Indeed, it is a win win scenario both for working people and for the employers that this issue is addressed and so this is one area in which unions can make large inroads.

As a result of this, most large employers in the UK now have specific anti harassment policies in which bullying is specifically mentioned. These policies may be ignored and bypassed, however they are a strong form of soft law which can be used not only by yourself as a moral weapon against the company which is not enforcing its policy but also for the lawyer when they come to take the targets case to court.

Do not fall into the trap therefore of allowing yourself to think that policies do not matter because they do. If you are able to negotiate such a policy then you would do well to do so.

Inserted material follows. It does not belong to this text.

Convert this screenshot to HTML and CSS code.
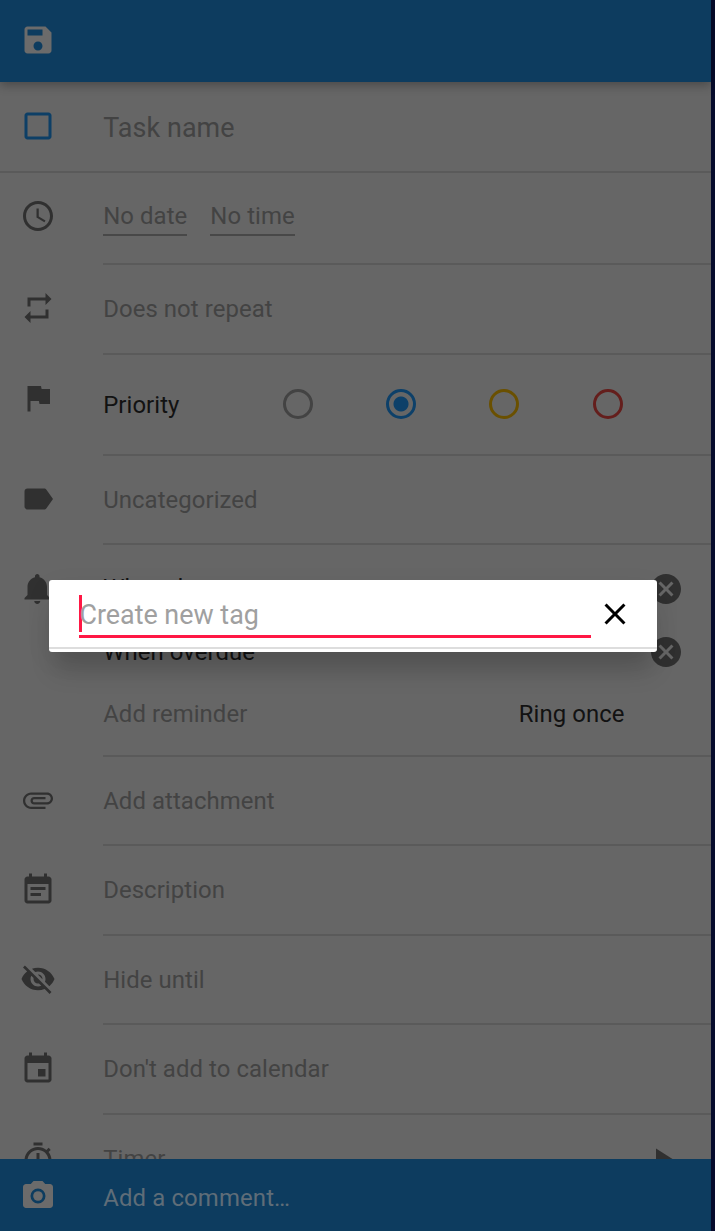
FILE: index.html
```html
<!DOCTYPE html>
<html lang="en">
<head>
<meta charset="utf-8">
<title>Task</title>
<link rel="stylesheet" href="styles.css">
</head>
<body>
<div class="screen">
  <header class="toolbar">
    <svg class="icon light" viewBox="0 0 24 24"><path d="M17 3H5c-1.110 0-2 .9-2 2v14c0 1.100.89 2 2 2h14c1.100 0 2-.9 2-2V7l-4-4zm-5 16c-1.660 0-3-1.340-3-3s1.340-3 3-3 3 1.340 3 3-1.340 3-3 3zm3-10H5V5h10v4z"/></svg>
  </header>
  <main class="rows">
    <section class="row title">
      <svg class="icon blue" viewBox="0 0 24 24"><path d="M19 5v14H5V5h14m0-2H5c-1.100 0-2 .9-2 2v14c0 1.100.9 2 2 2h14c1.100 0 2-.9 2-2V5c0-1.100-.9-2-2-2z"/></svg>
      <div class="cell"><span class="task-name">Task name</span></div>
    </section>
    <section class="row due">
      <svg class="icon" viewBox="0 0 24 24"><path d="M11.990 2C6.470 2 2 6.480 2 12s4.470 10 9.990 10C17.520 22 22 17.520 22 12S17.520 2 11.990 2zM12 20c-4.420 0-8-3.580-8-8s3.580-8 8-8 8 3.580 8 8-3.580 8-8 8zm.5-13H11v6l5.250 3.150.75-1.230-4.500-2.670z"/></svg>
      <div class="cell"><span class="underlined">No date</span><span class="underlined">No time</span></div>
    </section>
    <section class="row repeat">
      <svg class="icon" viewBox="0 0 24 24"><path d="M7 7h10v3l4-4-4-4v3H5v6h2V7zm10 10H7v-3l-4 4 4 4v-3h12v-6h-2v4z"/></svg>
      <div class="cell"><span class="hint">Does not repeat</span></div>
    </section>
    <section class="row priority">
      <svg class="icon" viewBox="0 0 24 24"><path d="M14.400 6L14 4H5v17h2v-7h5.600l.4 2h7V6z"/></svg>
      <div class="cell"><span class="strong">Priority</span>
        <div class="radios"><i class="radio none"></i><i class="radio low"></i><i class="radio medium"></i><i class="radio high"></i></div>
      </div>
    </section>
    <section class="row tag">
      <svg class="icon" viewBox="0 0 24 24"><path d="M17.630 5.840C17.270 5.330 16.670 5 16 5L5 5.010C3.900 5.010 3 5.900 3 7v10c0 1.100.9 1.990 2 1.990L16 19c.67 0 1.270-.33 1.630-.84L22 12l-4.370-6.160z"/></svg>
      <div class="cell"><span class="hint">Uncategorized</span></div>
    </section>
    <section class="row reminders">
      <svg class="icon" viewBox="0 0 24 24"><path d="M11.500 22c1.100 0 2-.9 2-2h-4c0 1.100.9 2 2 2zm6.500-6v-5.500c0-3.070-2.130-5.640-5-6.320V3.500c0-.83-.67-1.500-1.500-1.500S10 2.670 10 3.500v.68c-2.870.68-5 3.250-5 6.320V16l-2 2v1h17v-1l-2-2z"/></svg>
      <div class="cell">
        <div class="line"><span class="strong first">When due</span><svg class="icon" viewBox="0 0 24 24"><path d="M12 2C6.470 2 2 6.470 2 12s4.470 10 10 10 10-4.470 10-10S17.530 2 12 2zm5 13.590L15.590 17 12 13.410 8.410 17 7 15.590 10.590 12 7 8.410 8.410 7 12 10.590 15.590 7 17 8.410 13.410 12 17 15.590z"/></svg></div>
        <div class="line"><span class="strong">When overdue</span><svg class="icon" viewBox="0 0 24 24"><path d="M12 2C6.470 2 2 6.470 2 12s4.470 10 10 10 10-4.470 10-10S17.530 2 12 2zm5 13.590L15.590 17 12 13.410 8.410 17 7 15.590 10.590 12 7 8.410 8.410 7 12 10.590 15.590 7 17 8.410 13.410 12 17 15.590z"/></svg></div>
        <div class="line add"><span class="hint">Add reminder</span><span class="strong ring">Ring once</span></div>
      </div>
    </section>
    <section class="row attach">
      <svg class="icon" viewBox="0 0 24 24"><path d="M2 12.500C2 9.460 4.460 7 7.500 7H18c2.210 0 4 1.790 4 4s-1.790 4-4 4H9.500C8.120 15 7 13.880 7 12.500S8.120 10 9.500 10H17v1.500H9.500c-.55 0-1 .45-1 1s.45 1 1 1H18c1.380 0 2.500-1.120 2.500-2.500S19.380 8.500 18 8.500H7.500c-2.210 0-4 1.790-4 4s1.790 4 4 4H17V18H7.500C4.460 18 2 15.540 2 12.500z"/></svg>
      <div class="cell"><span class="hint">Add attachment</span></div>
    </section>
    <section class="row description">
      <svg class="icon" viewBox="0 0 24 24"><path d="M17 10H7v2h10v-2zm2-7h-1V1h-2v2H8V1H6v2H5c-1.110 0-1.990.9-1.990 2L3 19c0 1.100.89 2 2 2h14c1.100 0 2-.9 2-2V5c0-1.100-.9-2-2-2zm0 16H5V8h14v11zm-5-5H7v2h7v-2z"/></svg>
      <div class="cell"><span class="hint">Description</span></div>
    </section>
    <section class="row hide">
      <svg class="icon" viewBox="0 0 24 24"><path d="M12 7c2.760 0 5 2.240 5 5 0 .65-.13 1.260-.36 1.830l2.920 2.920c1.510-1.260 2.700-2.890 3.430-4.750-1.730-4.390-6-7.500-11-7.500-1.400 0-2.740.25-3.980.7l2.160 2.160C10.740 7.130 11.350 7 12 7zM2 4.270l2.280 2.280.46.46C3.080 8.300 1.780 10.020 1 12c1.730 4.390 6 7.500 11 7.500 1.550 0 3.030-.3 4.380-.84l.42.42L19.730 22 21 20.730 3.270 3 2 4.270zM7.530 9.800l1.550 1.550c-.05.21-.08.43-.08.65 0 1.660 1.340 3 3 3 .22 0 .44-.03.65-.08l1.550 1.550c-.67.33-1.410.53-2.200.53-2.760 0-5-2.240-5-5 0-.79.2-1.530.53-2.200zm4.310-.78l3.150 3.150.02-.16c0-1.660-1.340-3-3-3l-.17.01z"/></svg>
      <div class="cell"><span class="hint">Hide until</span></div>
    </section>
    <section class="row calendar">
      <svg class="icon" viewBox="0 0 24 24"><path d="M17 12h-5v5h5v-5zM16 1v2H8V1H6v2H5c-1.110 0-1.990.9-1.990 2L3 19c0 1.100.89 2 2 2h14c1.100 0 2-.9 2-2V5c0-1.100-.9-2-2-2h-1V1h-2zm3 18H5V8h14v11z"/></svg>
      <div class="cell"><span class="hint">Don't add to calendar</span></div>
    </section>
    <section class="row timer">
      <svg class="icon" viewBox="0 0 24 24"><path d="M15 1H9v2h6V1zm-4 13h2V8h-2v6zm8.030-6.610l1.420-1.420c-.43-.51-.9-.99-1.410-1.410l-1.420 1.420C16.070 4.740 14.120 4 12 4c-4.970 0-9 4.030-9 9s4.020 9 9 9 9-4.030 9-9c0-2.120-.74-4.070-1.970-5.610zM12 20c-3.870 0-7-3.130-7-7s3.130-7 7-7 7 3.130 7 7-3.130 7-7 7z"/></svg>
      <div class="cell"><span class="hint">Timer</span><svg class="icon play" viewBox="0 0 24 24"><path d="M8 5v14l11-7z"/></svg></div>
    </section>
  </main>
  <footer class="comment">
    <svg class="icon light" viewBox="0 0 24 24"><path fill-rule="evenodd" d="M9 2L7.170 4H4c-1.100 0-2 .9-2 2v12c0 1.100.9 2 2 2h16c1.100 0 2-.9 2-2V6c0-1.100-.9-2-2-2h-3.170L15 2H9zm3 15a5 5 0 1 1 0-10 5 5 0 0 1 0 10z"/><circle cx="12" cy="12" r="3.200"/></svg>
    <span>Add a comment…</span>
  </footer>
</div>
<div class="dialog">
  <div class="field"><i class="caret"></i><span>Create new tag</span></div>
  <svg class="close" viewBox="0 0 24 24"><path d="M19 6.410L17.590 5 12 10.590 6.410 5 5 6.410 10.590 12 5 17.590 6.410 19 12 13.410 17.590 19 19 17.590 13.410 12z"/></svg>
</div>
</body>
</html>
```
FILE: styles.css
```css
* { box-sizing: border-box; }
body {
  margin: 0;
  width: 715px;
  height: 1231px;
  overflow: hidden;
  background: #060b2c;
  font-family: Roboto, sans-serif;
  font-size: 23.9px;
  line-height: 30px;
  letter-spacing: .08px;
  color: #434343;
}
.screen {
  width: 711px;
  height: 1231px;
  display: flex;
  flex-direction: column;
  background: #666;
}
.icon {
  display: block;
  flex: none;
  width: 36px;
  height: 36px;
  fill: #303030;
}
.icon.light { fill: #6b6b6b; }
.icon.blue { fill: #0d3f66; }

.toolbar {
  flex: none;
  height: 82px;
  padding: 22.400px 19.700px 0;
  background: #0d3c5f;
  box-shadow: 0 3px 10px rgba(0, 0, 0, .3);
  z-index: 1;
}
.rows { flex: 1; min-height: 0; overflow: hidden; }
.row {
  display: grid;
  grid-template-columns: 36px 1fr;
  column-gap: 47.500px;
  padding-left: 19.700px;
  height: 90px;
}
.row > .icon { margin-top: 26px; }
.cell {
  display: flex;
  align-items: flex-start;
  padding-top: 29px;
  border-bottom: 2px solid #5a5a5a;
}
.strong { color: #121212; }

.title { height: 91px; border-bottom: 2px solid #5a5a5a; }
.title .cell { border: 0; padding-top: 31px; }
.task-name { font-size: 26.9px; }
.due { height: 92px; }
.due > .icon { margin-top: 25px; }
.due .cell { gap: 23px; padding-top: 28px; }
.underlined { height: 35px; border-bottom: 2px solid #484848; }
.priority { height: 101px; }
.priority > .icon { margin-top: 25px; }
.priority .cell { padding-top: 35px; }
.priority .strong { width: 179.500px; }
.radios { display: flex; gap: 73.300px; }
.radio {
  width: 30px;
  height: 30px;
  margin-top: -1px;
  border: 3px solid;
  border-radius: 50%;
  color: #434343;
}
.radio.low {
  color: #0d4069;
  background: radial-gradient(circle, currentColor 7px, transparent 8px);
}
.radio.medium { color: #6a5000; }
.radio.high { color: #641e1c; }
.tag, .attach, .hide { height: 89px; }
.repeat > .icon, .tag > .icon, .attach > .icon, .hide > .icon { margin-top: 25.400px; }
.reminders { height: 212px; }
.reminders .cell { display: block; padding-top: 26px; }
.line {
  display: flex;
  justify-content: space-between;
  align-items: center;
  height: 36px;
  margin-bottom: 26.500px;
  padding-right: 27px;
}
.line.add { padding-right: 86.500px; margin-bottom: 0; }
.first { margin-bottom: 2px; }
.calendar { height: 90px; }
.timer .cell { justify-content: space-between; padding-right: 31px; }
.play { margin-top: -3px; }

.comment {
  flex: none;
  height: 72px;
  display: flex;
  align-items: flex-start;
  gap: 47.500px;
  padding: 19px 19.700px 0;
  background: #0d3c5f;
  color: #5f6d78;
}
.comment span { padding-top: 5px; letter-spacing: .14px; }

.dialog {
  position: absolute;
  left: 49.400px;
  top: 580px;
  width: 608px;
  height: 72px;
  display: flex;
  padding: 15px 24px 0 30px;
  background: linear-gradient(#fff 67px, #ddd 67px, #ddd 69px, #fff 69px);
  border-radius: 3px;
  box-shadow: 0 24px 24px -6px rgba(0, 0, 0, .17), 0 8px 28px rgba(0, 0, 0, .06);
}
.field {
  display: flex;
  width: 512px;
  height: 43px;
  padding-top: 5px;
  border-bottom: 3px solid #ff1744;
  font-size: 26.900px;
  letter-spacing: 0;
  color: #a0a0a0;
}
.caret {
  width: 3px;
  height: 37px;
  margin: -5px -3px 0 0;
  background: #ff1744;
}
.close {
  width: 36px;
  height: 36px;
  margin: 1px 0 0 6px;
}
```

I reproduce, in part, the joint agreement for the Graphical, Paper and Municipal Union (GPMU) below as an example.


BPIF/GPMU National Agreement

The GPMU and the main employers organizations in the Printing Industry in the UK have agreed the following clause in the major National Agreements.

Dignity at Work

The parties to this agreement recognize the right of every employee to be treated with respect and dignity. The parties are committed to providing a working environment that offers equal treatment and equal opportunities for all and takes account of the relevant Codes of Practice.

These guidelines have been drawn up with the objective of preventing sexual and racial harassment and bullying at the workplace and are applicable to all companies and employees at every level.


Bullying is persistent, offensive, abusive, intimidating, malicious or insulting behavior, abuse of power or unfair penal sanctions which makes the recipient feel upset, threatened, humiliated or vulnerable, which undermines their self confidence and which may cause them to suffer stress. Employers have a general duty to protect employees health and safety at work and failure to address a problem of bullying may contravene this legislation.